Defendant’s second attempted distinction from Bledsoe is belied by the record. The entire thrust of his defense from beginning to end was to throw the blame for the presence of narcotics upon his wife. Although he stresses that in his testimony he declined to say that the controlled substances in question belonged to his wife, the clear implication of even that portion of his testimony was that Deborah was responsi*72ble for their presence.3 Certainly the whole import of defendant’s testimony was that Deborah had equal control of the family premises and had had principal control of the Lincoln automobile from November 1 to 19, 1979, and that it was she, not he, who was responsible for the presence of the controlled substances on both the premises and in the trunk of the car.4
The issue here is controlled by Bledsoe and the trial court correctly so ruled.
Affirmed.
All concur.
. Euell relied heavily on Hawkins (overruled by Trammel) and declared that State v. Frazier, 550 S.W.2d 590 (Mo.App. 1977) should no longer be followed. Frazier had ruled that the option of whether or not to testify belonged to the witness spouse, and that a witness spouse is permitted, but may not be compelled, to testify in any criminal proceeding against a defendant spouse as to any relevant and admissible matter save confidential communications between spouses.
. Euell was decided June 29, 1979, and the instant case was tried thereafter on April 8, 1980.
. Defendant’s testimony in this regard was as follows:
“Q. It’s your testimony that It’s [sic] your wife’s?
A. I don’t know.
Q. Did you think it was your wife’s at that time?
A. Yes; or one of her friends.
A. I was thinking — I was thinking so much. It was just repetitious [sic]. I just started thinking who in the hell would come in the house and put this stuff in here. Who would she let in the house.”

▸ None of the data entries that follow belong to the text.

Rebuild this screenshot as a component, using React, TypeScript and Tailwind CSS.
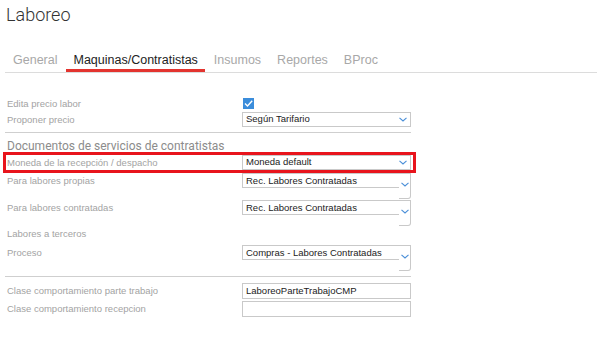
import React from 'react';

const Chevron = () => (
  <svg width="8" height="5" viewBox="0 0 8 5" className="shrink-0">
    <path d="M0.5 0.8 L4 4 L7.5 0.8" fill="none" stroke="#4a8fd8" strokeWidth="1.1" />
  </svg>
);

const Checkbox = () => (
  <svg width="11" height="11" viewBox="0 0 11 11">
    <rect width="11" height="11" fill="#3b8ddb" />
    <path d="M2 5.5 L4.5 8 L9.2 2.8" fill="none" stroke="#fff" strokeWidth="1.4" />
  </svg>
);

const Label = ({ children }: { children: React.ReactNode }) => (
  <div className="w-[237px] shrink-0 pl-[2px] text-[9.5px] leading-[15px] text-[#a3a3a3]">{children}</div>
);

const Select = ({ value }: { value: string }) => (
  <div className="flex items-center justify-between w-[169px] h-[15px] border border-[#c9c9c9] pl-[3px] pr-[3px] text-[9.5px] text-[#222]">
    <span>{value}</span>
    <Chevron />
  </div>
);

const TallSelect = ({ value }: { value: string }) => (
  <div className="flex w-[169px] h-[26px]">
    <div className="w-[157px] h-[15px] border-l border-t border-b border-[#c9c9c9] pl-[3px] text-[9.5px] leading-[13px] text-[#222]">
      {value}
    </div>
    <div className="flex-1 border-t border-r border-b border-[#c9c9c9] rounded-br-[3px] flex justify-center pt-[8px]">
      <Chevron />
    </div>
  </div>
);

const Input = ({ value }: { value?: string }) => (
  <div className="w-[169px] h-[16px] border border-[#c9c9c9] pl-[3px] text-[9.5px] leading-[14px] text-[#222]">{value}</div>
);

export default function App() {
  const tabs = ['General', 'Maquinas/Contratistas', 'Insumos', 'Reportes', 'BProc'];
  return (
    <div className="w-[602px] h-[340px] bg-white overflow-hidden" style={{ fontFamily: '"Liberation Sans", Arial, sans-serif' }}>
      {/* Title */}
      <div className="pt-[3px] pl-[6px] text-[18px] leading-[24px] font-light text-[#333]" style={{ fontFamily: 'Roboto, sans-serif' }}>
        Laboreo
      </div>

      {/* Tabs */}
      <div className="mt-[25px] mx-[5px] flex gap-[2px] pl-[1px] border-b border-[#dcdcdc]">
        {tabs.map((t, i) => (
          <div
            key={t}
            className={
              i === 1
                ? 'px-[7px] pb-[1px] text-[12.5px] leading-[16px] text-[#222] border-b-[3px] border-[#e3342f]'
                : 'px-[7px] pb-[1px] text-[12.5px] leading-[16px] text-[#a8a8a8] border-b-[3px] border-transparent'
            }
          >
            {t}
          </div>
        ))}
      </div>

      {/* Form */}
      <div className="ml-[5px] w-[406px] mt-[22px]">
        <div className="flex h-[16px] items-center">
          <Label>Edita precio labor</Label>
          <div className="pl-[1px]"><Checkbox /></div>
        </div>
        <div className="flex mt-[1px]">
          <Label>Proponer precio</Label>
          <Select value="Según Tarifario" />
        </div>

        <div className="mt-[5px] h-px bg-[#cfcfcf]" />

        <div className="mt-[6px] pl-[2px] text-[12px] leading-[14px] text-[#8c8c8c]" style={{ fontFamily: 'Roboto, sans-serif' }}>
          Documentos de servicios de contratistas
        </div>

        <div className="relative flex mt-[2px]">
          <Label>Moneda de la recepción / despacho</Label>
          <Select value="Moneda default" />
          <div className="absolute -left-[2px] -right-[5px] -top-[3px] -bottom-[3px] border-[3px] border-[#e8141c]" />
        </div>

        <div className="flex mt-[3px]">
          <Label>Para labores propias</Label>
          <TallSelect value="Rec. Labores Contratadas" />
        </div>
        <div className="flex mt-[1px]">
          <Label>Para labores contratadas</Label>
          <TallSelect value="Rec. Labores Contratadas" />
        </div>
        <div className="flex">
          <Label>Labores a terceros</Label>
        </div>
        <div className="flex mt-[4px]">
          <Label>Proceso</Label>
          <TallSelect value="Compras - Labores Contratadas" />
        </div>

        <div className="mt-[5px] h-px bg-[#cfcfcf]" />

        <div className="flex mt-[6px]">
          <Label>Clase comportamiento parte trabajo</Label>
          <Input value="LaboreoParteTrabajoCMP" />
        </div>
        <div className="flex mt-[2px]">
          <Label>Clase comportamiento recepcion</Label>
          <Input />
        </div>
      </div>
    </div>
  );
}
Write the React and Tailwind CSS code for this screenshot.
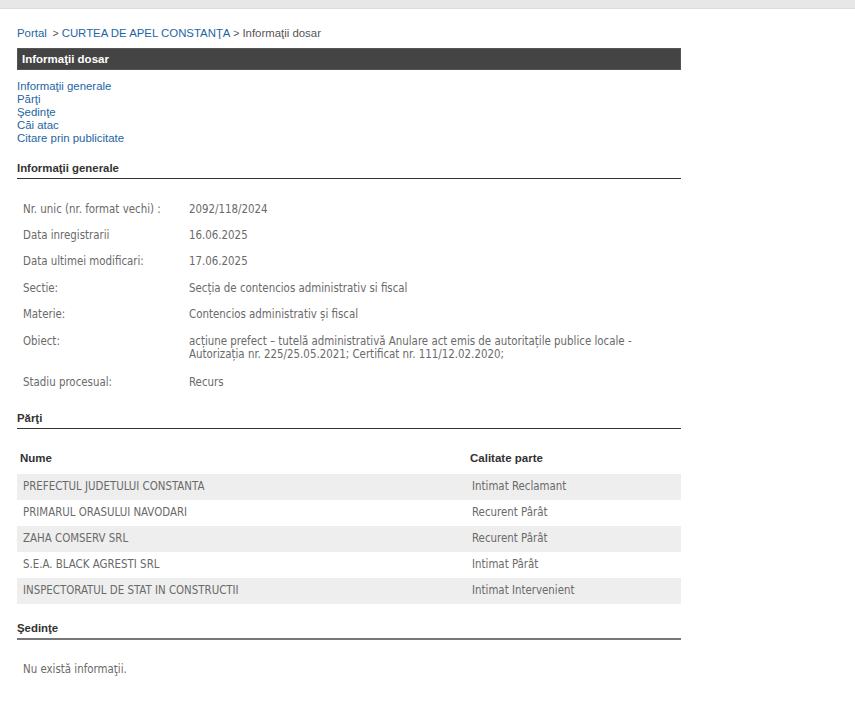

. In addition to his own testimony, defendant called Watson as a witness, who testified that he came to the Pendergras residence during the period November 1-19, 1979, and that at Deborah’s request he carried a box, similar to the one found by the police in the automobile trunk, from the premises to the Lincoln and placed it in the trunk of that car. Deborah denied that such ever happened. Although the testimony by Watson may not in and of itself have constituted a waiver of the spousal privilege, nevertheless the offer of that testimony by defendant throws further light on the nature of his whole defense as being an attempt to implicate Deborah as the really guilty person.